Benjamin Moore’s Breath of Fresh Air comes from the opposite spectrum of the colour wheel, a fresh sky blue that is equally at home in bedroom, bathrooms or living rooms.
Pinks and corals are a trend increase for 2014 as well, but the best ones are neither too sweet nor too muted. Dulux’s Tender Rose (#50) has orange and earthy undertones to it, adding sophistication and broadening appeal; from bathrooms and bedrooms to hallways, dining rooms and even living rooms. Other interesting, complex pinks include Sico’s Palace of the Winds (6060-31), CIL’s Salmon Pink (60YR-59/261) and Behr’s Minuet Rose (T14-15), each infused with drama that’s anything but girlish.
Even this year’s neutrals have a complexity that makes them interesting as backdrops to brighter accents, paired with more colourful paint shades, or with pastel-coloured upholstery (which was an important message in the Milan and High Point furniture shows last summer). CIL’s Chinchilla White (10YY-46/041) is a taupey grey that has a chameleon quality to it, according to Goldman. Paired with a clearer colour like Creamy, it adds a presence that grounds the sweetness of the yellow; paint the trim crisp white, and it behaves like a colour all on its own. Other neutrals contain a hint of romance and nostalgia, such as Benjamin Moore’s Castleton Mist (HC-1) – a mustardy taupe, or Dulux’s Tibet Tan (70YR 45/133) – a rich clear mocha.

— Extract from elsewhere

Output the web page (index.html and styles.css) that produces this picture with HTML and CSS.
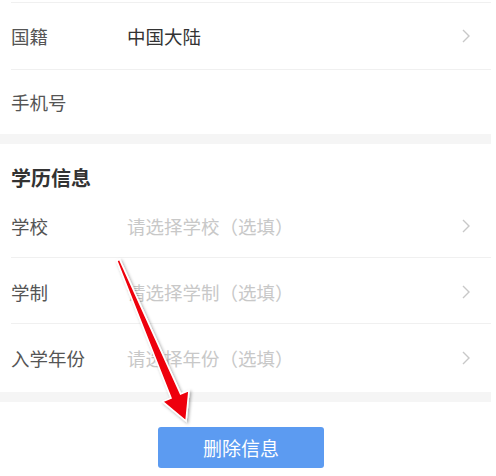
FILE: index.html
```html
<!DOCTYPE html>
<html lang="zh-CN">
<head>
<meta charset="utf-8">
<title>学历信息</title>
<link rel="stylesheet" href="styles.css">
</head>
<body>
<div class="page">
  <div class="group">
    <div class="stub"></div>
    <div class="row r-nat">
      <span class="label">国籍</span>
      <span class="value">中国大陆</span>
      <svg class="chev" viewBox="0 0 8 14" width="8" height="14"><path d="M1 1 L7 7 L1 13" fill="none" stroke="#c8c8c8" stroke-width="1.4"/></svg>
    </div>
    <div class="row r-phone">
      <span class="label">手机号</span>
    </div>
  </div>
  <div class="band"></div>
  <div class="group">
    <div class="heading">学历信息</div>
    <div class="row r-school nob">
      <span class="label">学校</span>
      <span class="value ph">请选择学校（选填）</span>
      <svg class="chev" viewBox="0 0 8 14" width="8" height="14"><path d="M1 1 L7 7 L1 13" fill="none" stroke="#c8c8c8" stroke-width="1.4"/></svg>
    </div>
    <div class="row r-sys">
      <span class="label">学制</span>
      <span class="value ph">请选择学制（选填）</span>
      <svg class="chev" viewBox="0 0 8 14" width="8" height="14"><path d="M1 1 L7 7 L1 13" fill="none" stroke="#c8c8c8" stroke-width="1.4"/></svg>
    </div>
    <div class="row r-year">
      <span class="label">入学年份</span>
      <span class="value ph">请选择年份（选填）</span>
      <svg class="chev" viewBox="0 0 8 14" width="8" height="14"><path d="M1 1 L7 7 L1 13" fill="none" stroke="#c8c8c8" stroke-width="1.4"/></svg>
    </div>
  </div>
  <div class="band"></div>
  <div class="actions">
    <button class="btn">删除信息</button>
  </div>
  <svg class="arrow" viewBox="0 0 496 476" width="496" height="476">
    <defs>
      <filter id="sh" x="-20%" y="-20%" width="140%" height="140%">
        <feDropShadow dx="1.5" dy="1.5" stdDeviation="1.5" flood-color="#000" flood-opacity="0.35"/>
      </filter>
    </defs>
    <polygon points="116.8,260.8 119.6,259.4 180.6,393.9 189,390.4 186,421 162.6,401.6 171,398" fill="#ee0008" stroke="#ffffff" stroke-width="1.6" stroke-linejoin="miter" filter="url(#sh)"/>
  </svg>
</div>
</body>
</html>
```
FILE: styles.css
```css
* { box-sizing: border-box; }
html, body { margin: 0; padding: 0; background: #ffffff; }
body {
  font-family: "Noto Sans CJK SC", "Noto Sans", sans-serif;
  width: 496px;
  height: 476px;
  overflow: hidden;
}
.page {
  position: relative;
  width: 491px;
  height: 476px;
}
.group {
  padding-left: 11px;
  background: #ffffff;
}
.stub { height: 2px; }
.row {
  display: flex;
  align-items: center;
  border-top: 1px solid #f0f0f0;
  padding-right: 21px;
  font-size: 18.5px;
}
.row.nob { border-top: none; }
.r-nat { height: 67px; }
.r-phone { height: 65px; }
.r-school { height: 63px; }
.r-sys { height: 66px; padding-top: 2px; }
.r-year { height: 69px; }
.label {
  width: 116px;
  color: #555555;
  flex-shrink: 0;
}
.value {
  flex: 1;
  color: #333333;
}
.value.ph { color: #c8c8c8; }
.chev { margin-left: auto; flex-shrink: 0; }
.band {
  height: 10px;
  background: #f5f5f5;
}
.heading {
  padding-top: 22px;
  height: 50px;
  font-size: 20px;
  line-height: 24px;
  font-weight: 700;
  color: #333333;
}
.actions {
  display: flex;
  padding-top: 25px;
  padding-left: 158px;
}
.btn {
  width: 166px;
  height: 41px;
  border: none;
  border-radius: 3px;
  background: #5c9bf1;
  color: #ffffff;
  font-family: "Noto Sans CJK SC", "Noto Sans", sans-serif;
  font-size: 19px;
  padding: 0;
}
.arrow {
  position: absolute;
  left: 0;
  top: 0;
  pointer-events: none;
}
```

Several companies present their annual picks in groupings to make it easier for consumers to create cohesive looks around the shades, or to use different colours in combination without fear of making a mistake. Behr’s website is a good place to start for colour groupings that pair well together, and for design and theme inspirations. Its four groups for 2014 – Urban Alternative, Natural Avocation, Seaside Harmony, and Grand Reign – each represent a distinct theme that you can complete with accessories, furnishings and art. For example, Urban Alternative, according to Behr’s Nancy Bollefer, works very well in open concept homes or condos where more than one room is visible at a time.
“It has a rustic, earthy, authentic feeling,” says Bollefer. “It’s designed to celebrate craftsmanship, an integration of different materials, and an artisanal, made-from-scratch feeling.” The palette, says Bollefer, is particularly appealing to young men, since it’s quite neutral in tone, rich and complex, with a classic feeling designed to outlast fleeting trends.
Other groupings in Behr’s palette include Natural Avocation, evoking the world of natural history and science, with mounted butterflies and framed bird pints, polished brass and leatherbound books. At the other end of the spectrum is Seaside Harmony, a cool, sophisticated update of the coastal look, with washed out neutrals like South peach, a near-white with just a breath of pink, and Ocean Liner, a clear aqua blue. “These two shades together have a retro, Miami Vice mood that’s popular with younger people right now,” says Bollefer. The final group, Grand Reign, is inspired by the film Anna Karenina, with opulently rich colours like Coronation (T14-12) a gold that in certain sheens, can gleam like a metallic.
Many of the 2014 colours inspire new, creative ways to bring in colour that go beyond the expected. “Try painting a staircase not in typical neutrals, but in a yellow like May Yellow, then add a colourful runner,” suggests Tustin-Fuchs. “There are many ways to use colour in smaller ways. Again, it’s all about using your home as a means of personal expression.”